Mary Shelley uses variant meanings of the word “nature” throughout The Last Man. Even when she applies it to describing Nature as the surrounding world and its forces, its characterization varies. Nature is credited as a force behind the plague, while still being described as maternal. Nature simultaneously mocks and comforts the remnants of the human race. After becoming the last man, Lionel Verney describes Nature as “the enemy of all that lives,” but then the novel concludes with him venturing out into the dangerous nature that killed his last companions (460). What then is Nature’s relationship to humanity in the time of plague, particularly in Lionel Verney’s view?

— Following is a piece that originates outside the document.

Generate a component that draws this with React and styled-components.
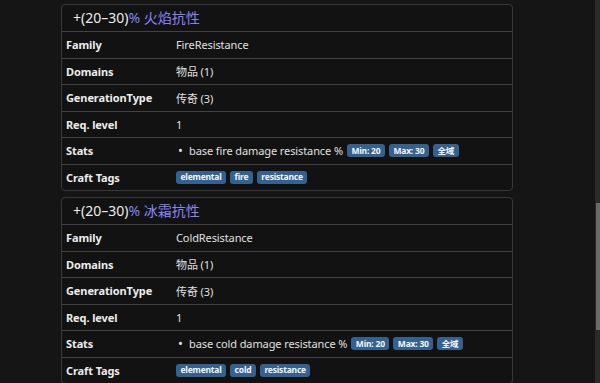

Nature’s relationship with the plague seems to complicate the idea of mother nature. As the plague’s domain expands in the second book of the novel, Lionel explains the general human feeling about nature at this point: “Nature, our mother, and our friend, had turned on us a brow of menace. She shewed us plainly, that though she permitted us to assign her laws and subdue her apparent powers, yet, if she put forth but a finger, we must quake” (232). In this passage, the plague is operating at Nature’s will. Furthermore, her allowance of the plague is described in part as her reminder to humanity of her power. This passage implies a causal relationship between Nature and the plague. Furthermore, Lionel, as he characterizes the plague as having “entwined herself with [man’s] being,” suggests that man can no longer be considered “lord of the creation,” which implies that the plague is part of the creation and which now lords its authority over man (316). From these two passages, it seems as though Nature and Plague are cooperating to put humanity in its place. Though it is not entirely clear why Nature is now allowing retaliation in response to human dominion, these passages suggest that humanity’s understanding of and attempted control over nature are in some way related to the spread of the plague.

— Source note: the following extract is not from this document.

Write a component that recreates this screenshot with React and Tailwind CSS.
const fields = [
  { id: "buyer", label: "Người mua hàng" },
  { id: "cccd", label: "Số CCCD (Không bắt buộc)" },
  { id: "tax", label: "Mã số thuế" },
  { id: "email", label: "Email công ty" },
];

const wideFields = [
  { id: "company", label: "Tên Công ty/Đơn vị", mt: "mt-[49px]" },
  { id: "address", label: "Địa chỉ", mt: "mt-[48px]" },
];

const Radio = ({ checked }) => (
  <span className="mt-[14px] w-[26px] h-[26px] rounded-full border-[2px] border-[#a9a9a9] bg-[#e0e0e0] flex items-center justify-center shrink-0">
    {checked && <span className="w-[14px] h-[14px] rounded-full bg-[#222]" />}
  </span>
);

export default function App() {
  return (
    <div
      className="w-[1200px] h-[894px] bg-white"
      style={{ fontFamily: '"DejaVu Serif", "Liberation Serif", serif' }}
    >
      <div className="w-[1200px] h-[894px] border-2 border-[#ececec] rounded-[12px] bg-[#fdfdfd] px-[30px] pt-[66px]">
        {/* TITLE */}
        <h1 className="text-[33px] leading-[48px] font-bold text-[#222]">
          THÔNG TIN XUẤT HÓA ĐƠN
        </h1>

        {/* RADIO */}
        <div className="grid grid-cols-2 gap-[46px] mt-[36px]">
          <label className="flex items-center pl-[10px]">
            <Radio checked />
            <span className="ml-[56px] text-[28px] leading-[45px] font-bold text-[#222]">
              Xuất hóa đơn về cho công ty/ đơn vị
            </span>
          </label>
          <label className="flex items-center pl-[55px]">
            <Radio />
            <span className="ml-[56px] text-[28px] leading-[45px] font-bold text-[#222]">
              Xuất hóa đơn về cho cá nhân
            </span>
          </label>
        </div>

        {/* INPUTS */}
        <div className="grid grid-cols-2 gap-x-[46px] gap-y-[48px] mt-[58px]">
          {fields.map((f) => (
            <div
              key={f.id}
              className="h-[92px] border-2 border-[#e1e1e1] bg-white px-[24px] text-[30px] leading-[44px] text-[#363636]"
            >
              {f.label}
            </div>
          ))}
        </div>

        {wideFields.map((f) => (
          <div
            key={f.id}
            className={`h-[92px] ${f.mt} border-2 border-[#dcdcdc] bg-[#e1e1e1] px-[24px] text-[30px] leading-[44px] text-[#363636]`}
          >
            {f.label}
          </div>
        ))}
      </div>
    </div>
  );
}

And yet, Nature is also a comforter. As Lionel and the small remnant of people traverse the Alps, Lionel and Adrian receive some comfort from Nature: “Nature, or nature’s favourite, this lovely earth, presented her most unrivalled beauties in resplendent and sudden exhibition.…Carried away by wonder, I forgot the death of man, and the living and beloved friend near me….An enthusiastic transport, akin to happiness, burst like a sudden ray from the sun, on our darkened life” (418-419). This sublime aesthetic moment does not actually resolve the problem facing humanity or have a lasting effect on their happiness, and yet this moment allows them to momentarily forget their pain. Soon after this moment and after more deaths in their small party, he writes again, “Nature, true to the last, consoled us in the very heart of misery. Sublime grandeur of outward objects soothed our hapless hearts, and were in harmony with our desolation” (424). In these passages, Nature positively affects those who witness her sublimity, though in one passage she causes people to forget their mourning and in another, she adds majesty to their tragic experiences. However, Nature’s abundance and beauty are also presented as causing further pain. As the seasons pass through the initial years of plague, Lionel portrays nature thus: “Nature was the same, as when she was the kind mother of the human race; now, childless and forlorn, her fertility was a mockery, her loveliness a mask for deformity” (329). While in some passages, this beauty is restorative, this passage describes the beauty as a haunting reminder of her own flourishing amidst human destruction.
These accounts of Nature’s relationship with humanity are not necessarily incompatible, as humanity’s relationship to nature is complex and consequently presented in seemingly contradictory ways, and much of literature acknowledges this tension. Still, it is unclear what Lionel’s overall view of nature is, especially as this account as depicted as his personal account written in Rome after he becomes the last man on earth (467). He is likely looking back on and re-interpreting his past experiences with Nature in light of his current understanding of what has happened to the human race. Despite witnessing Nature’s destruction of humanity through plague and stormy seas, Lionel, when remembering his encounters of the sublime, still imagines Nature as having the capacity to comfort the very people she has brought destruction upon. Because he views the plague as Nature’s instrument, what does it mean that he rejoices in the sublime even as he has seen firsthand the destruction Nature has caused? Furthermore, how does Lionel’s view of nature relate to the Romantic view of nature? With the autobiographical influences on the characters and interpretations relating to Mary Shelley’s views of Romanticism more broadly at this point her life, how are Shelley and her characters relating to nature?
Shelley, Mary. The Last Man. Oxford UP, 2008.